On conformal mapping of polygonal regions (Q1921739)

Let \(\overline C\) denote a closed plane and \(H^+\) its upper half-plane. Let \(D_n\) stand for the interior of an \(n\)-gon whose internal angles at vertices \(A_k\) are equal to \(\alpha_k\pi\), \(k=1, \dots, n\). It is known that, for any polygon, the relation \(\sum^n_{k=1} \alpha_k=n-2\) holds. The following theorem is a central result in the theory of conformal mappings of polygonal regions [\textit{R. Schinzinger} and \textit{P. Laura}, Conformal mapping: methods and applications, Elsevier, Amsterdam (1991), p. 65]. Theorem, Suppose that \(D_n\) is a simply connected domain in the complex plane \(\mathbb{C}\), bounded by a polygon with vertices at points \(A_1, \dots, A_n\) and internal angles \(\pi \alpha_k\) where \(0\leq \alpha_k\leq 2\) for finite \(A_k\) and \(-2\leq \alpha_k\leq 0\) for \(A_k=\infty\).
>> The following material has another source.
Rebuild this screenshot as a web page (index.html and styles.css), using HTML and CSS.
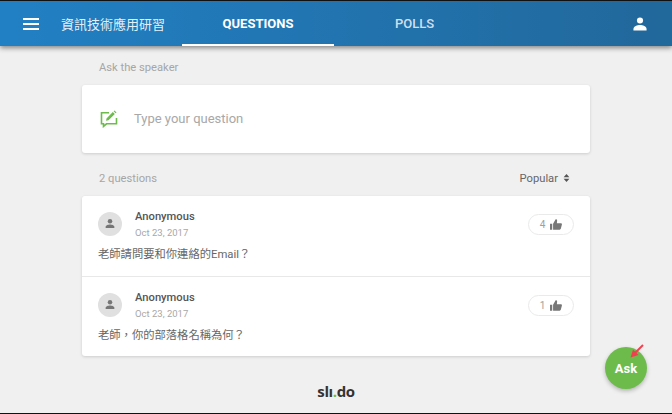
FILE: index.html
```html
<!DOCTYPE html>
<html lang="zh-Hant">
<head>
    <meta charset="UTF-8">
    <title>資訊技術應用研習</title>
    <link rel="stylesheet" href="styles.css">
</head>
<body>
    <div class="frame">
        <header class="topbar">
            <button class="menu-btn" aria-label="Menu"><span></span><span></span><span></span></button>
            <div class="event-name">資訊技術應用研習</div>
            <nav class="tabs">
                <a class="tab active">QUESTIONS</a>
                <a class="tab">POLLS</a>
            </nav>
            <svg class="user-icon" viewBox="0 0 16 16"><circle cx="8" cy="4" r="3.5"/><path d="M.5 15.500v-1.700C.5 10.800 5 9.200 8 9.200s7.500 1.600 7.500 4.600v1.700z"/></svg>
        </header>

        <main class="content">
            <div class="label ask-label">Ask the speaker</div>
            <div class="card ask-box">
                <svg class="ask-icon" viewBox="0 0 18 18"><path d="M9 2.800H1.500v11h2v2.600l3-2.600h10V8" fill="none" stroke="#6cbb4b" stroke-width="1.600"/><path d="M6 10.800l.5-2.400 6.300-6.300 2 2-6.300 6.200z M13.600 1.300l.9-.9 2 2-.9.9z" fill="#6cbb4b"/></svg>
                <span class="ask-text">Type your question</span>
            </div>

            <div class="list-head">
                <span class="label">2 questions</span>
                <span class="sort">Popular
                    <svg class="sort-icon" viewBox="0 0 8 10"><path d="M4 0l3.600 4H.4zM4 10L.4 6h7.200z"/></svg>
                </span>
            </div>

            <div class="card questions">
                <div class="question">
                    <div class="q-head">
                        <div class="avatar"><svg viewBox="0 0 16 16"><circle cx="8" cy="4.400" r="3"/><path d="M2.200 13.400v-1.500c0-2.200 3.800-3.200 5.800-3.200s5.800 1 5.800 3.200v1.500z"/></svg></div>
                        <div class="q-meta">
                            <div class="q-author">Anonymous</div>
                            <div class="q-date">Oct 23, 2017</div>
                        </div>
                        <div class="likes">4 <svg class="thumb" viewBox="0 0 14 12"><path d="M0 5h2.600v7H0zM3.600 5l3-5c1.200 0 1.900.8 1.700 2L8 4.400h4.600c.9 0 1.500.8 1.300 1.600l-1.300 5c-.2.600-.7 1-1.300 1H3.600z"/></svg></div>
                    </div>
                    <div class="q-text">老師請問要和你連絡的Email？</div>
                </div>
                <div class="question">
                    <div class="q-head">
                        <div class="avatar"><svg viewBox="0 0 16 16"><circle cx="8" cy="4.400" r="3"/><path d="M2.200 13.400v-1.500c0-2.200 3.800-3.200 5.800-3.200s5.800 1 5.800 3.200v1.500z"/></svg></div>
                        <div class="q-meta">
                            <div class="q-author">Anonymous</div>
                            <div class="q-date">Oct 23, 2017</div>
                        </div>
                        <div class="likes">1 <svg class="thumb" viewBox="0 0 14 12"><path d="M0 5h2.600v7H0zM3.600 5l3-5c1.200 0 1.900.8 1.700 2L8 4.400h4.600c.9 0 1.500.8 1.300 1.600l-1.300 5c-.2.600-.7 1-1.300 1H3.600z"/></svg></div>
                    </div>
                    <div class="q-text">老師，你的部落格名稱為何？</div>
                </div>
            </div>

            <div class="brand">sl<span>ı</span><span class="brand-dot">.</span>do</div>
        </main>

        <button class="ask-fab">Ask
            <svg class="arrow" viewBox="0 0 14 14"><path d="M13 1L5 9" stroke="#f0404f" stroke-width="2" fill="none"/><path d="M.5 13.500L3 5.500l5.500 5.500z" fill="#f0404f"/></svg>
        </button>
    </div>
</body>
</html>
```

FILE: styles.css
```css
* {
    margin: 0;
    padding: 0;
    box-sizing: border-box;
    font-family: Roboto, 'Noto Sans CJK TC', sans-serif;
}

body {
    width: 672px;
    height: 414px;
    overflow: hidden;
    background-color: #f0f0f0;
}

.frame {
    width: 672px;
    height: 414px;
    position: relative;
    overflow: hidden;
    border-top: 1px solid #111;
    border-bottom: 1px solid #111;
}

.topbar {
    height: 45px;
    display: flex;
    align-items: center;
    padding: 0 25px 0 23px;
    color: white;
    background: linear-gradient(90deg, #2180c4, #21689b);
    box-shadow: 0 2px 5px rgba(0, 0, 0, 0.45);
}

.menu-btn {
    width: 16px;
    display: flex;
    flex-direction: column;
    gap: 3px;
    background: none;
    border: none;
    margin-right: 22px;
}

.menu-btn span {
    display: block;
    height: 2px;
    background-color: white;
}

.event-name {
    width: 121px;
    font-size: 13px;
    white-space: nowrap;
    color: rgba(255, 255, 255, 0.9);
}

.tabs {
    display: flex;
    height: 100%;
}

.tab {
    width: 152px;
    padding-top: 1px;
    display: flex;
    justify-content: center;
    align-items: center;
    font-size: 13px;
    font-weight: 500;
    color: rgba(255, 255, 255, 0.8);
    border-bottom: 2px solid transparent;
}

.tab + .tab {
    width: 161px;
}

.tab.active {
    color: white;
    font-weight: 700;
    border-bottom-color: white;
}

.user-icon {
    width: 14px;
    height: 14px;
    margin-left: auto;
    fill: white;
}

.content {
    width: 508px;
    margin-left: 82px;
}

.label {
    color: #a6a6a6;
    font-size: 11.2px;
    padding-left: 17px;
}

.ask-label {
    padding-top: 15px;
    padding-bottom: 11px;
    line-height: 13px;
}

.card {
    background: white;
    border-radius: 3px;
    box-shadow: 0 1px 3px rgba(0, 0, 0, 0.15);
}

.ask-box {
    height: 68px;
    display: flex;
    align-items: center;
    padding-left: 18px;
}

.ask-icon {
    width: 18px;
    height: 18px;
    margin-right: 16px;
}

.ask-text {
    color: #a8a8a8;
    font-size: 13px;
    padding-bottom: 2px;
}

.list-head {
    height: 43px;
    padding-top: 7px;
    padding-right: 20px;
    display: flex;
    justify-content: space-between;
    align-items: center;
}

.sort {
    display: flex;
    align-items: center;
    gap: 5px;
    color: #666;
    font-size: 11.2px;
}

.sort-icon {
    width: 7px;
    height: 8px;
    fill: #555;
}

.question {
    height: 81px;
    padding: 16px 16px 0;
    border-bottom: 1px solid #e8e8e8;
}

.question:last-child {
    height: 79px;
    border-bottom: none;
}

.q-head {
    height: 29px;
    display: flex;
}

.avatar {
    width: 24px;
    height: 24px;
    border-radius: 50%;
    background-color: #e0e0e0;
    display: flex;
    justify-content: center;
    align-items: center;
    margin-right: 13px;
}

.avatar svg {
    width: 12px;
    height: 12px;
    fill: #757575;
}

.q-meta {
    margin-top: -2px;
}

.q-author {
    color: #555;
    font-size: 11.2px;
    font-weight: 500;
    line-height: 13px;
}

.q-date {
    color: #a8a8a8;
    font-size: 9.5px;
    line-height: 12px;
    margin-top: 4px;
}

.likes {
    margin-left: auto;
    margin-top: 2px;
    width: 46px;
    height: 21px;
    border: 1px solid #eaeaea;
    border-radius: 11px;
    display: flex;
    justify-content: center;
    align-items: center;
    gap: 5px;
    color: #a0a0a0;
    font-size: 10px;
}

.thumb {
    width: 12px;
    height: 11px;
    fill: #777;
}

.q-text {
    color: #666;
    font-size: 11.3px;
    line-height: 14px;
    margin-top: 7px;
}

.brand {
    margin-top: 25px;
    text-align: center;
    font-family: 'Open Sans', sans-serif;
    font-size: 15px;
    font-weight: 700;
    color: #333;
    letter-spacing: -0.4px;
}

.brand span {
    font-family: inherit;
}

.brand-dot {
    color: #6cbb4b;
}

.ask-fab {
    position: absolute;
    left: 605px;
    top: 346px;
    width: 42px;
    height: 42px;
    border: none;
    border-radius: 50%;
    background-color: #6cbb4b;
    color: white;
    font-size: 13px;
    font-weight: 700;
    box-shadow: 0 2px 4px rgba(0, 0, 0, 0.25);
}

.arrow {
    position: absolute;
    left: 25px;
    top: -3px;
    width: 14px;
    height: 14px;
}
```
Then there exists a conformal mapping of the upper half-plane \(H^+\) onto \(D_n\) and, moreover, each mapping of this sort can be represented in the form \[ f(z)=c\int^z_0 \prod^n_{k=1} (z-a_k)^{\alpha_k-1} dz+c_1 \] where \(a_1, \dots, a_n\) are the preimages of the vertices \(A_1, \dots, A_n\). The complex constants \(a_1, \dots, a_n\), \(c\) and \(c_1\) are called the assessory parameters of the Schwarz-Christoffel integral. The principal problem is to determine these parameteter. The authors, developing \textit{P. P. Kufarev}'s method [Dokl. Akad. Nauk SSSR, N. Ser. 57, 535-537 (1947; Zbl 0041.24302)], solve this problem.